What Happens If I Want To Cancel a UTMA?
You Can't Unring a Bell and You Can't Get Out of a UTMA
In the investing world, it isn't hard to stumble across families that have discovered, years after the fact, that a UTMA account was not what they intended when they made a gift to a minor child. Often, this happens when parents, friends, godparents, uncles, aunts, grandfathers, grandmothers, and others who have given stocks, bonds, mutual funds, real estate, private businesses, money market funds, certificates of deposit, checking accounts, or other financial assets to a child under the Uniform Transfer to Minors Act discover that upon reaching the age of maturity (set by default at 21 years old in most states), they have raised either a spendthrift, a drifter, a drug addict, or some other personality type that will lead to the capital, so carefully accumulated over the years, being squandered; not the vision the generous donors had when they wanted to help little Susie or Billy pay for college, buy a first home, or start their own company.
Perhaps more commonly, the child insists they will not attend trade school or college and plan on blowing the money on some half-wit scheme.
What options are available if you find yourself in this position? Unfortunately, not many. Depending on the age of the child, there many not be any at all. Let's look at a few scenarios.
1. Your Child Is Still Below the Age of the UTMA Custodianship Dissolution and You Are Still Acting Custodian
In this case, you have an opportunity to engage in what some experts have called "substitution". The money in a UTMA belongs the child, of that there is no doubt. However, the custodian has the authority to spend it on the benefit of the child using his or her reasonable judgment. If your kid is 16 years old, you have plenty of time to start spending the UTMA money on the expenditures you would normally cover out of pocket - stuff like piano lessons, school trips, or cosmetic improvements such as braces.
Meanwhile, every time you write a check that you would have normally paid (before you started tapping the UTMA funds), go ahead and write a personal check to a much more flexible trust fund that has the provisions you desire; maintaining a certain GPA, going only toward education expenses, or not being accessible until their 30th birthday, being common.
Over time, it shouldn't be too hard to drain down the balance of the UTMA while building up the balance of the new trust or, if you prefer, 529 college savings plan. For some families, this can be impossible. The New York Times once had an article about a small business owner who had gifted shares of a startup to a young son. By the time the son was an adult, those shares, transferred under UTMA, were worth $5,000,000 and there was nothing the family could do to prevent the kid from taking the wealth.
2. Your Child Has Reached the Age At Which They Are Entitled to Take Possession of the Assets That Had Been Held Under UTMA
This is where the news gets is bad.
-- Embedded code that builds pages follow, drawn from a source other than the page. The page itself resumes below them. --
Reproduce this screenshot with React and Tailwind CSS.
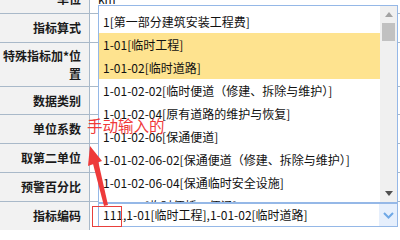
import React from "react";

const rows = [
  { label: "单位", h: "h-[29px]", value: "km" },
  { label: "指标算式", h: "h-[29px]" },
  { label: "特殊指标加*位", label2: "置", h: "h-[44px]" },
  { label: "数据类别", h: "h-[28px]" },
  { label: "单位系数", h: "h-[29px]" },
  { label: "取第二单位", h: "h-[29px]" },
  { label: "预警百分比", h: "h-[29px]" },
];

const items = [
  { t: "1[第一部分建筑安装工程费]" },
  { t: "1-01[临时工程]", sel: true },
  { t: "1-01-02[临时道路]", sel: true },
  { t: "1-01-02-02[临时便道（修建、拆除与维护）]" },
  { t: "1-01-02-04[原有道路的维护与恢复]" },
  { t: "1-01-02-06[保通便道]" },
  { t: "1-01-02-06-02[保通便道（修建、拆除与维护）]" },
  { t: "1-01-02-06-04[保通临时安全设施]" },
  { t: "1-01-04[临时便桥、便涵]" },
];

export default function App() {
  return (
    <div
      className="relative w-[400px] h-[230px] overflow-hidden bg-white text-[12px] text-[#111]"
      style={{ fontFamily: '"Noto Sans CJK SC", "Noto Sans", sans-serif' }}
    >
      <div className="flex flex-col mt-[-15px]">
        {rows.map((r, i) => (
          <div key={i} className={`flex ${r.h} border-b border-[#a9b9c9]`}>
            <div className="w-[90px] shrink-0 bg-[#f2f2f2] border-r border-[#a9b9c9] flex flex-col items-end justify-center pr-[8px] font-bold leading-[18px] text-[#1a1a1a]">
              <span>{r.label}</span>
              {r.label2 && <span>{r.label2}</span>}
            </div>
            <div className="flex-1 flex items-center pl-[8px]">
              {r.value && <span>{r.value}</span>}
            </div>
          </div>
        ))}
        <div className="flex h-[40px]">
          <div className="w-[90px] shrink-0 bg-[#f2f2f2] border-r border-[#a9b9c9] flex items-start justify-end pr-[8px] pt-[5px] font-bold text-[#1a1a1a] leading-[18px]">
            指标编码
          </div>
          <div className="flex-1 pl-[8px] pt-[1px]">
            <div className="flex w-[300px] h-[24px] border border-[#95b8e7] bg-white">
              <div className="flex-1 flex items-center pl-[4px] whitespace-nowrap overflow-hidden">
                111,1-01[临时工程],1-01-02[临时道路]
              </div>
              <div className="w-[18px] h-full bg-[#e6effc] flex items-center justify-center">
                <svg width="11" height="7" viewBox="0 0 11 7">
                  <path d="M1 1 L5.5 5.5 L10 1" fill="none" stroke="#6fa8e6" strokeWidth="2" />
                </svg>
              </div>
            </div>
          </div>
        </div>
      </div>

      {/* dropdown panel */}
      <div className="absolute left-[98px] top-[5px] w-[300px] h-[198px] border border-[#95b8e7] bg-white flex overflow-hidden">
        <div className="flex-1 pt-[4px] overflow-hidden">
          {items.map((it, i) => (
            <div
              key={i}
              className={`h-[23px] flex items-center pl-[4px] whitespace-nowrap ${it.sel ? "bg-[#fee38f]" : ""}`}
            >
              {it.t}
            </div>
          ))}
        </div>
        <div className="w-[17px] h-full bg-[#f0f0f0] flex flex-col items-center">
          <div className="h-[17px] w-full flex items-center justify-center">
            <svg width="8" height="5" viewBox="0 0 8 5">
              <path d="M0 5 L4 0 L8 5 Z" fill="#a3a3a3" />
            </svg>
          </div>
          <div className="w-[13px] h-[18px] bg-[#c1c1c1]" />
          <div className="flex-1" />
          <div className="h-[17px] w-full flex items-center justify-center">
            <svg width="8" height="5" viewBox="0 0 8 5">
              <path d="M0 0 L8 0 L4 5 Z" fill="#505050" />
            </svg>
          </div>
        </div>
      </div>

      {/* annotation */}
      <div className="absolute left-[87px] top-[114px] text-[15.5px] leading-[22px] text-[#f03a3a] whitespace-nowrap">
        手动输入的
      </div>
      <div className="absolute left-[92px] top-[206px] w-[30px] h-[21px] border-[1.5px] border-[#e8403c]" />
      <svg className="absolute left-0 top-0" width="400" height="230" viewBox="0 0 400 230">
        <polygon points="90,146 102,161 88,166" fill="#ee3a3a" />
        <polygon points="92.5,162 98,160.5 108,205 104,206" fill="#ee3a3a" />
      </svg>
    </div>
  );
}
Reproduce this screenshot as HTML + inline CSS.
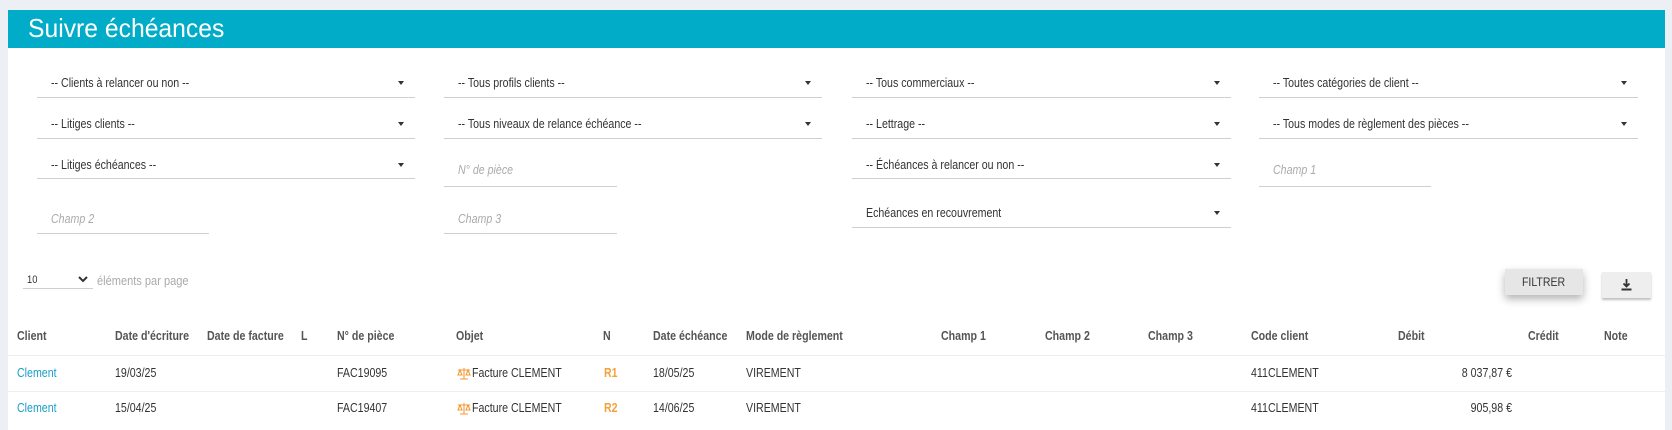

If you decide to withhold the money from your child, perhaps spending it on yourself or hiding it, and they decide to sue you, you're up a proverbial creek. The money that was held under the UTMA provisions belongs solely to your child. It consists of irrevocable gifts. From a logistical standpoint, what you did was no different than reaching into someone's purse and lifting their cash or grabbing money out of a cash register when the clerk isn't looking. It's illegal. It's immoral. You're a thief. While it may have been done with the best intentions (most parents do it for the sake of protecting their child), it doesn't matter.
You embezzled the money. In most cases, it never turns into a criminal matter, nor does the child bother to pursue civil claims, but if the relationship goes south, you're exposing yourself to a lot of risk.
That means you are going to have to get creative and probably employ a decent attorney. For example, some parents are fond of using family limited partnerships. The custodian takes the UTMA money and buys limited partnership units that they (the parents) control via liquidity restrictions in the operating agreement. Others opt for things such as equity indexed variable annuity contracts. If the child can make a reasonable claim in court, though, that this was a breach of your duty by restricting him or her from the assets they owned, you could be in for a long, perhaps bitter, fight.
You very well might lose.
Another option is to use the super power of incentive. If you have a considerable estate, or plan on continuing making gifts to the child, you can convince them to sign over their assets to one of these restricted holdings or else they won't ever see another penny. My own attorney has stories about this as it is done fairly often. Mom and Dad schedule a meeting in the big conference room and say, "You know, son, we realize you are now entitled to touch this nice pile of money we set aside for you. But if you don't put it into this real estate partnership over here, this much bigger pile that will someday be yours ... well, you won't ever see a cent of it." And in almost every single case, the now-adult child signs on the dotted line.